QEMUs NVMe controller returns 0xC1
- LSB, MSB and MSB-1 being set. This is in violation of the NVMe v1.4 spec,
because
- MSB cannot be set when any I/O command set is supported and LSB shows support for the NVM command set
- MSB-1 is reserved
MSB-1 is defined in NVMe v2.0, which QEMU seems to implement. The bits roughly means “I support I/O command sets other than the NVM command set, use the new feature to check which ones” or at least “I support the host sending the command set to use with each command”. Setting the MSB while LSB is set still isn’t allowed - but setting MSB-1 and LSB is allowed and would trigger this problem in UEFI, too.
What is the actual problem? The condition in the if
checks for equality with 1, not if bit 1 (LSB) is set. This
means the same when the NVMe controller only sets that one bit (makes enough sense, as all others were reserved
when this driver was added to UEFI) and accidentally worked until now, because LSB+1, LSB+2 and LSB+3 weren’t used
by any controller - but with the full 8 bits now added to the register, this fails with NVMe 2.0 controllers
setting MSB-1 (and also controller setting MSB and LSB, but this seems still out of spec).
The fix for this is simple: changing the Private->Cap.Css != 0x01
to !(Private->Cap.Css & 0x01)
, doing an actual
check for the LSB being set.
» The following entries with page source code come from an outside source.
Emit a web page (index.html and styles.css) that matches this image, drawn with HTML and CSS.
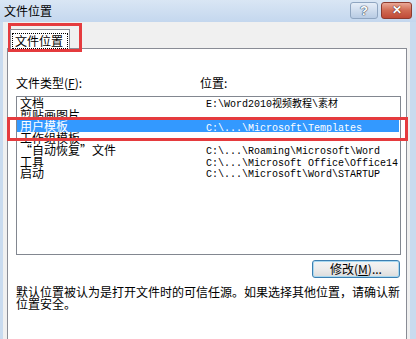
FILE: index.html
```html
<!DOCTYPE html>
<html lang="zh-CN">
<head>
  <meta charset="UTF-8">
  <title>文件位置</title>
  <link rel="stylesheet" href="styles.css">
</head>
<body>

<div class="window">
  <!-- Title bar -->
  <div class="titlebar">
    <span class="title">文件位置</span>
    <div class="caption-btns">
      <span class="cap help">?</span>
      <span class="cap close">✕</span>
    </div>
  </div>

  <div class="client">
    <div class="tabs">
      <div class="tab"><span class="focus">文件位置</span></div>
    </div>

    <div class="panel">
      <div class="labels">
        <span class="col-name">文件类型(<u>F</u>):</span>
        <span>位置:</span>
      </div>

      <div class="listbox">
        <div class="row"><span class="name">文档</span><span class="path">E:\Word2010视频教程\素材</span></div>
        <div class="row"><span class="name">剪贴画图片</span><span class="path"></span></div>
        <div class="row selected"><span class="name">用户模板</span><span class="path">C:\...\Microsoft\Templates</span></div>
        <div class="row"><span class="name">工作组模板</span><span class="path"></span></div>
        <div class="row"><span class="name">“自动恢复”文件</span><span class="path">C:\...\Roaming\Microsoft\Word</span></div>
        <div class="row"><span class="name">工具</span><span class="path">C:\...\Microsoft Office\Office14</span></div>
        <div class="row"><span class="name">启动</span><span class="path">C:\...\Microsoft\Word\STARTUP</span></div>
      </div>

      <div class="btn-row">
        <button class="btn">修改(<u>M</u>)...</button>
      </div>

      <p class="note">默认位置被认为是打开文件时的可信任源。如果选择其他位置，请确认新<br>位置安全。</p>
    </div>
  </div>

  <!-- red highlight boxes drawn over the dialog -->
  <div class="mark mark-tab"></div>
  <div class="mark mark-row"></div>
</div>

</body>
</html>
```

FILE: styles.css
```css
body {
  margin: 0;
  width: 416px;
  height: 339px;
  overflow: hidden;
  font-family: "Noto Sans CJK SC", "Liberation Sans", sans-serif;
  font-size: 12px;
  color: #000000;
}

.window {
  position: relative;
  width: 416px;
  height: 339px;
  background-color: #c9dbef;
}

.titlebar {
  height: 22px;
  display: flex;
  align-items: center;
  justify-content: space-between;
  padding-left: 4px;
  background: linear-gradient(#d9e6f4, #c4d7ee);
}

.title {
  line-height: 22px;
  font-size: 12px;
}

.caption-btns {
  display: flex;
  gap: 3px;
  margin-right: 4px;
  margin-top: -2px;
}

.cap {
  height: 15px;
  border-radius: 3px;
  display: flex;
  align-items: center;
  justify-content: center;
  font-family: "Liberation Sans", sans-serif;
  font-weight: bold;
  color: #ffffff;
}

.help {
  width: 26px;
  border: 1px solid #8fa5c0;
  background: linear-gradient(#e6eef8, #b8cbe3);
  font-size: 13px;
  text-shadow: 0 0 1px #3a4a60, 0 0 1px #3a4a60, 0 0 1px #3a4a60;
}

.close {
  width: 29px;
  border: 1px solid #8d3b2e;
  background: linear-gradient(#eaa897, #d06a52 50%, #c04a36);
  font-size: 12px;
  text-shadow: 0 0 1px #5a1a10, 0 0 1px #5a1a10;
}

.client {
  background-color: #f0f0f0;
  border-left: 3px solid #c9dbef;
  border-right: 6px solid #c9dbef;
  padding-left: 4px;
  padding-right: 3px;
  height: 317px;
}

.tabs {
  height: 26px;
  display: flex;
  align-items: flex-end;
  padding-left: 3px;
}

.tab {
  position: relative;
  z-index: 1;
  height: 20px;
  width: 60px;
  margin-bottom: -1px;
  box-sizing: border-box;
  border: 1px solid #898c95;
  border-bottom: none;
  background-color: #ffffff;
  padding: 2px 0 0 1px;
}

.focus {
  display: inline-block;
  border: 1px dotted #000000;
  padding: 0 4px 0 2px;
  line-height: 14px;
  font-size: 12px;
}

.panel {
  width: 400px;
  height: 300px;
  box-sizing: border-box;
  border: 1px solid #898c95;
  background-color: #ffffff;
  padding: 27px 5px 0 8px;
}

.labels {
  display: flex;
  line-height: 14px;
  margin-bottom: 6px;
}

.col-name {
  width: 184px;
}

.listbox {
  width: 385px;
  height: 159px;
  box-sizing: border-box;
  border: 1px solid #828790;
}

.row {
  display: flex;
  height: 11.7px;
  line-height: 11.7px;
  overflow: hidden;
  white-space: nowrap;
}

.name {
  width: 186px;
  padding-left: 3px;
}

.path {
  font-family: "Liberation Mono", monospace;
  font-size: 10px;
  padding-top: 2px;
}

.row.selected {
  position: relative;
  height: 13px;
  line-height: 13px;
  margin: -1px 1px 0 0;
  background-color: #3399ff;
  color: #ffffff;
}

.row.selected .path {
  padding-top: 3px;
}

.btn-row {
  display: flex;
  justify-content: flex-end;
  margin-top: 5px;
  padding-right: 1px;
}

.btn {
  width: 88px;
  height: 18px;
  padding: 0;
  border: 1px solid #3c7fb1;
  border-radius: 3px;
  background: linear-gradient(#f4f4f4, #ececec 50%, #dcdcdc);
  box-shadow: inset 0 0 0 1px #a8d8f0;
  font-family: "Noto Sans CJK SC", "Liberation Sans", sans-serif;
  font-size: 12px;
  line-height: 16px;
  color: #000000;
}

.note {
  margin: 8px 0 0 0;
  line-height: 12px;
  white-space: nowrap;
}

/* red annotation rectangles */
.mark {
  position: absolute;
  border: 3px solid #e53b3e;
  box-sizing: border-box;
}

.mark-tab {
  left: 8px;
  top: 23px;
  width: 74px;
  height: 29px;
}

.mark-row {
  left: 7px;
  top: 117px;
  width: 401px;
  height: 24px;
}
```
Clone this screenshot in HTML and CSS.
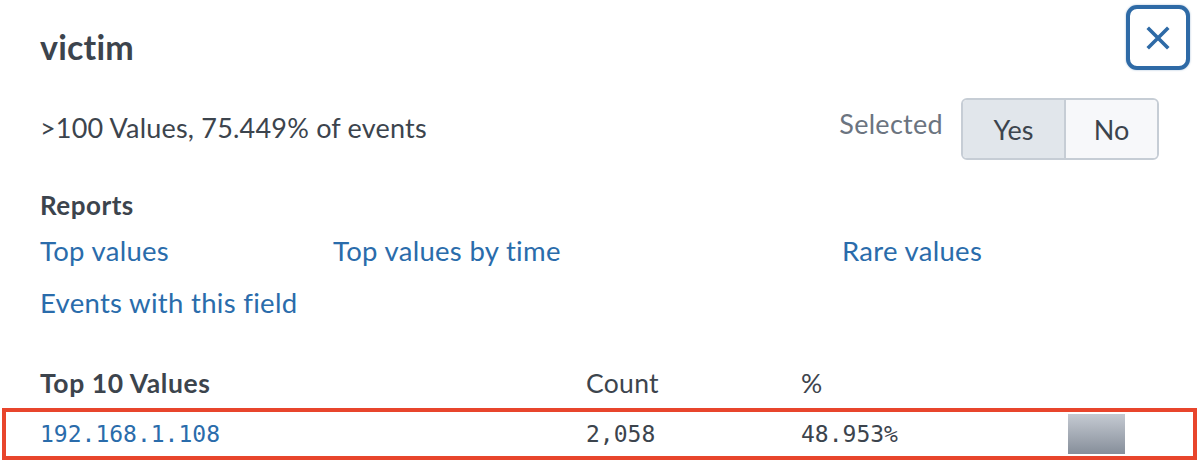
FILE: index.html
```html
<!DOCTYPE html>
<html>
<head>
<meta charset="utf-8">
<link rel="stylesheet" href="styles.css">
</head>
<body>
<div class="panel">
  <div class="header">
    <h1 class="title">victim</h1>
    <button class="close" aria-label="Close">
      <svg width="24" height="24" viewBox="0 0 24 24"><path d="M3 3 L21 21 M21 3 L3 21" stroke="#2e6aa6" stroke-width="3.6" stroke-linecap="square" fill="none"/></svg>
    </button>
  </div>
  <div class="summary">
    <div class="summary-text">&gt;100 Values, 75.449% of events</div>
    <div class="selected">
      <span class="selected-label">Selected</span>
      <div class="toggle">
        <span class="seg seg-on">Yes</span>
        <span class="seg seg-off">No</span>
      </div>
    </div>
  </div>
  <div class="reports">
    <div class="section-title">Reports</div>
    <div class="links">
      <a class="link">Top values</a>
      <a class="link">Top values by time</a>
      <a class="link">Rare values</a>
      <a class="link">Events with this field</a>
    </div>
  </div>
  <div class="table">
    <div class="thead">
      <div class="c-val">Top 10 Values</div>
      <div class="c-count">Count</div>
      <div class="c-pct">%</div>
      <div class="c-bar"></div>
    </div>
    <div class="trow">
      <div class="c-val mono link-mono">192.168.1.108</div>
      <div class="c-count mono">2,058</div>
      <div class="c-pct mono">48.953%</div>
      <div class="c-bar"><div class="bar" style="width:57px"></div></div>
    </div>
  </div>
</div>
</body>
</html>
```
FILE: styles.css
```css
html, body { margin: 0; padding: 0; background: #fff; }
body { font-family: Lato, "Open Sans", sans-serif; color: #3c444d; width: 1199px; height: 464px; overflow: hidden; }
.panel { position: relative; }
.header { display: flex; justify-content: space-between; align-items: flex-start; padding: 5px 9px 0 40px; height: 70px; box-sizing: border-box; }
.title { margin: 22px 0 0 0; font-size: 34px; line-height: 40px; font-weight: 700; letter-spacing: 0.2px; }
.close { width: 64px; height: 65px; box-sizing: border-box; border: 4px solid #2e6aa6; border-radius: 11px; background: #fff; display: flex; align-items: center; justify-content: center; padding: 0; box-shadow: 0 0 2px rgba(46,106,166,0.5); }
.summary { display: flex; justify-content: space-between; align-items: center; padding: 28px 40px 0 40px; }
.summary-text { font-size: 27px; line-height: 30px; letter-spacing: 0.2px; margin-top: -2px; }
.selected { display: flex; align-items: center; gap: 18px; }
.selected-label { font-size: 27px; letter-spacing: 0.3px; color: #6b7480; margin-top: -12px; }
.toggle { display: flex; border: 2px solid #c6cdd5; border-radius: 6px; height: 62px; box-sizing: border-box; overflow: hidden; }
.seg { display: flex; align-items: center; justify-content: center; font-size: 27px; color: #3c444d; }
.seg-on { width: 101px; background: #e1e6eb; border-right: 2px solid #c6cdd5; }
.seg-off { width: 91px; background: #f7f8fa; }
.reports { padding: 30px 40px 0 40px; }
.section-title { font-size: 26px; font-weight: 700; line-height: 30px; letter-spacing: 0.5px; }
.links { display: grid; grid-template-columns: 293px 509px auto; row-gap: 22px; margin-top: 16px; }
.link { font-size: 27.5px; line-height: 30px; letter-spacing: 0.3px; color: #2a6cab; }
.table { margin-top: 50px; }
.thead, .trow { display: grid; grid-template-columns: 546px 215px 267px 1fr; padding-left: 40px; }
.thead { font-size: 26.5px; line-height: 30px; height: 40px; letter-spacing: 0.3px; }
.thead .c-val { font-weight: 700; letter-spacing: 0.6px; }
.trow { margin: 0 2px; border: 4px solid #e8452c; padding-left: 34px; height: 52px; box-sizing: border-box; align-items: center; }
.mono { font-family: "DejaVu Sans Mono", monospace; font-size: 23px; line-height: 30px; letter-spacing: 0; }
.link-mono { color: #2a6cab; }
.c-bar { display: flex; align-items: center; height: 100%; }
.bar { height: 40px; background: linear-gradient(#c5cad2, #868e9a); }
```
This is the shortest and easiest fix and matches the error message, so I created the
patch, tested it some more times to make sure and opened a pull request on GitHub.
I also sent the summary and link to edk2-devel, but so far
didn’t receive any response - maybe mailing lists being broken with DMARC strikes again… For good measure, and
being a good debian testing user, I also reported the bug to debian.